Timase et Jacques, deux jeunes hommes, nobles et lettrés, s’étaient laissé prendre aux doctrines de Pélage et avaient eu le bonheur d’être éclairés par saint Augustin. Ils envoyèrent à l’évêque d’Hippone un ouvrage du novateur breton, en forme de dialogue, où la grâce chrétienne recevait de graves atteintes ; ils priaient le saint docteur de réfuter cet ouvrage. C’est ce que fit saint Augustin par son livre De la Nature et de la Grâce[6] ; il en adressa une copie à Timase et à Jacques, et ceux-ci écrivirent à l’évêque d’Hippone une lettre de remerciement : c’est la lettre qu’on va lire, tirée desGestes de Pélage.

TIMASE ET JACQUES A L’ÉVÊQUE AUGUSTIN, LEUR SEIGNEUR VÉRITABLEMENT BIENHEUREUX ET LEUR VÉNÉRABLE PÈRE, SALUT DANS LE SEIGNEUR.

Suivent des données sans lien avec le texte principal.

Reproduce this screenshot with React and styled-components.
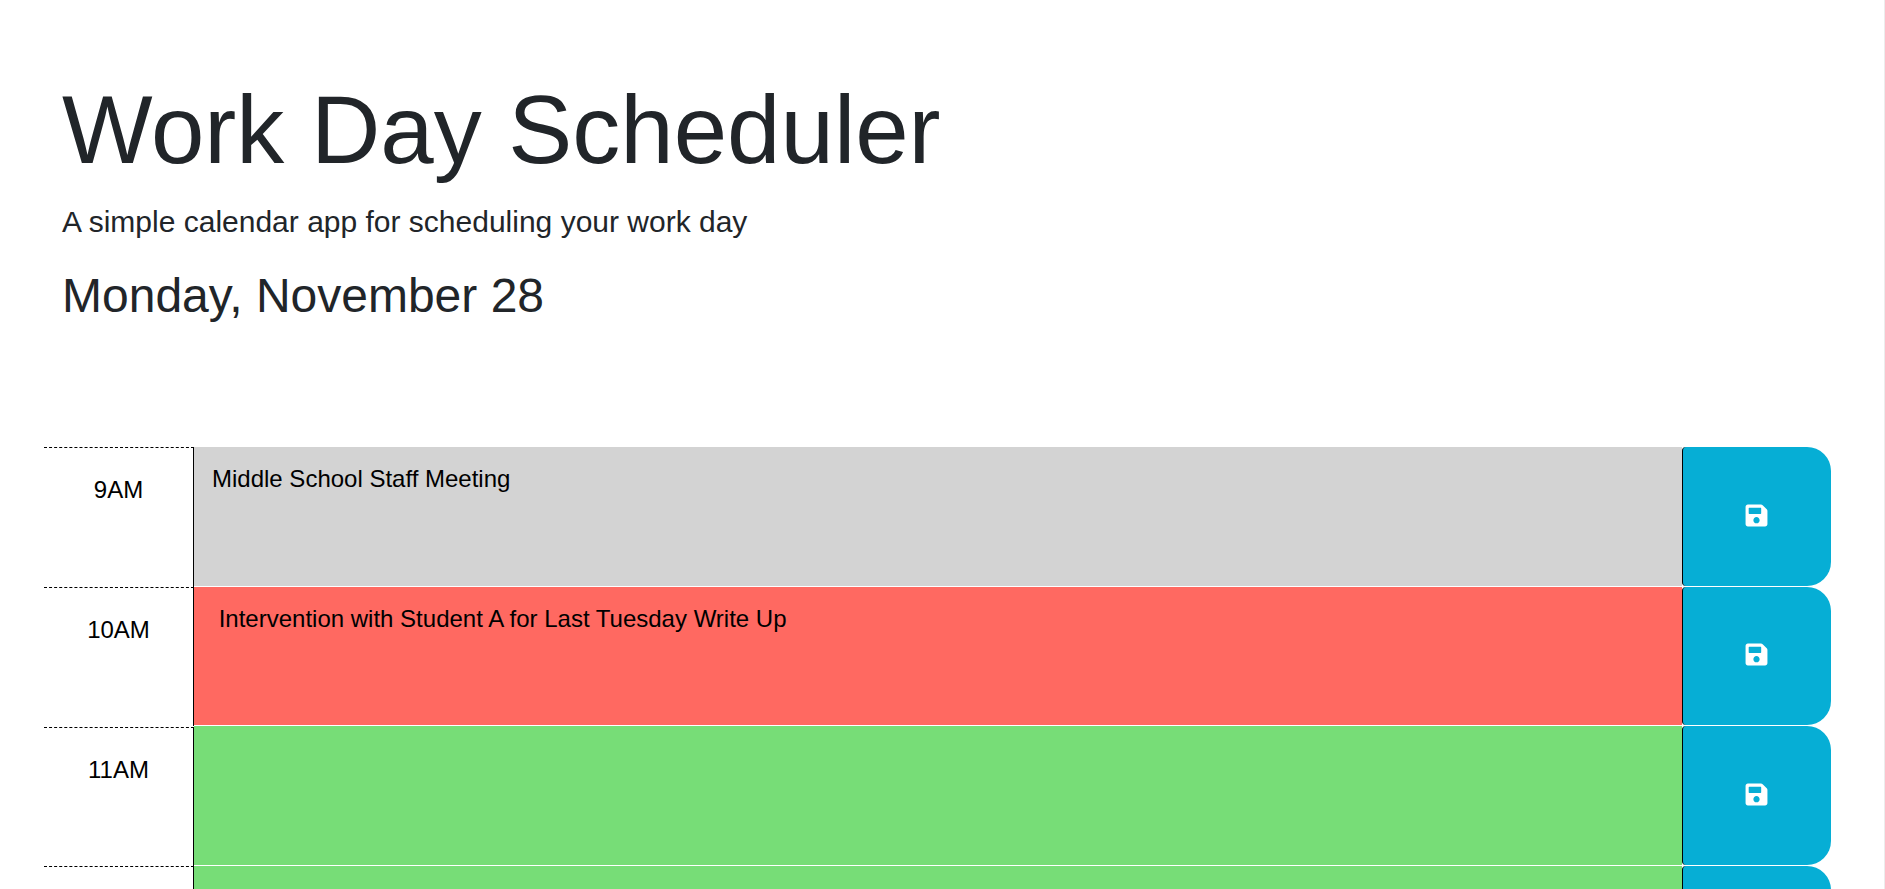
import { createGlobalStyle } from "styled-components";
import styled from "styled-components";
import { FaSave } from "react-icons/fa";

const GlobalStyle = createGlobalStyle`
  html, body {
    margin: 0;
    height: 889px;
    overflow: hidden;
    background: #fff;
  }
  body {
    font-family: "Liberation Sans", Arial, sans-serif;
    color: #212529;
    border-right: 1px solid #ececec;
    box-sizing: border-box;
  }
`;

const Jumbotron = styled.header`
  padding: 72px 62px 0;
  height: 447px;
  box-sizing: border-box;
`;
const Title = styled.h1`
  margin: 0;
  font-size: 96px;
  font-weight: 300;
  line-height: 1.2;
`;
const Lead = styled.p`
  margin: 12px 0 0;
  font-size: 30px;
  line-height: 1.5;
`;
const Today = styled.p`
  margin: 16px 0 0;
  font-size: 48px;
  line-height: 1.5;
`;
const Schedule = styled.main`
  padding: 0 53px 0 44px;
`;
const Row = styled.div`
  display: grid;
  grid-template-columns: 150px 1fr 149px;
  height: 139.5px;
`;
const Hour = styled.div`
  border-top: 1px dashed #000;
  border-right: 1px solid #000;
  color: #000;
  font-size: 24px;
  line-height: 28px;
  padding-top: 28px;
  text-align: center;
  margin-top: ${(props) => (props.$first ? "0" : "0.5px")};
`;
const Entry = styled.textarea`
  display: block;
  border: 0;
  border-bottom: 1px solid #fff;
  border-radius: 0;
  margin: 0;
  padding: 18px 18px 0;
  outline: none;
  resize: none;
  background: ${(props) => props.$color};
  color: #000;
  font-family: inherit;
  font-size: 24px;
  line-height: 28px;
  white-space: pre-wrap;
`;
const SaveButton = styled.button`
  display: flex;
  align-items: center;
  justify-content: center;
  padding: 0 1px 2px 0;
  border: 0;
  border-left: 1px solid #000;
  border-radius: 4px 24px 24px 4px;
  margin-bottom: 1px;
  background: #06aed5;
  color: #fff;
  font-size: 25px;
`;

const hours = [
  { time: "9AM", color: "#d3d3d3", text: "Middle School Staff Meeting" },
  { time: "10AM", color: "#ff6961", text: " Intervention with Student A for Last Tuesday Write Up" },
  { time: "11AM", color: "#77dd77", text: "" },
  { time: "12PM", color: "#77dd77", text: "" },
];

const App = () => {
  return (
    <>
      <GlobalStyle />
      <Jumbotron>
        <Title>Work Day Scheduler</Title>
        <Lead>A simple calendar app for scheduling your work day</Lead>
        <Today>Monday, November 28</Today>
      </Jumbotron>
      <Schedule>
        {hours.map((h, i) => (
          <Row key={h.time}>
            <Hour $first={i === 0}>{h.time}</Hour>
            <Entry $color={h.color} defaultValue={h.text} />
            <SaveButton aria-label="Save">
              <FaSave />
            </SaveButton>
          </Row>
        ))}
      </Schedule>
    </>
  );
};

export default App;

La grâce de Dieu, au moyen de votre parole, bienheureux seigneur et vénérable Père, nous a tellement fortifiés et renouvelés, que nous avons dit comme de véritables frères : « Il a envoyé sa parole et les a guéris[7]. » Votre sainteté a en quelque sorte vanné avec tant de soin le texte de cet ouvrage, que nous trouvons, à notre grande surprise, une réponse à chaque détail, à chaque subtilité, soit dans les choses qu’un chrétien doit rejeter, détester et fuir, soit dans celles où l’auteur n’a pas positivement erré, quoique lui-même, par je ne sais quelle ruse, aboutisse à la suppression de la grâce de Dieu. Un regret se mêle à la joie que nous cause un si grand bienfait, c’est que ce beau présent de la grâce de Dieu ait brillé tard : nous

  1. Matth. V, 7.
  2. Ps. C, 1.
  3. Ibid. CXLII, 2.
  4. Jérém. II, 29.
  5. II Cor. IX, 7.
  6. Voyez l'Histoire de saint Augustin, chap. XXXV.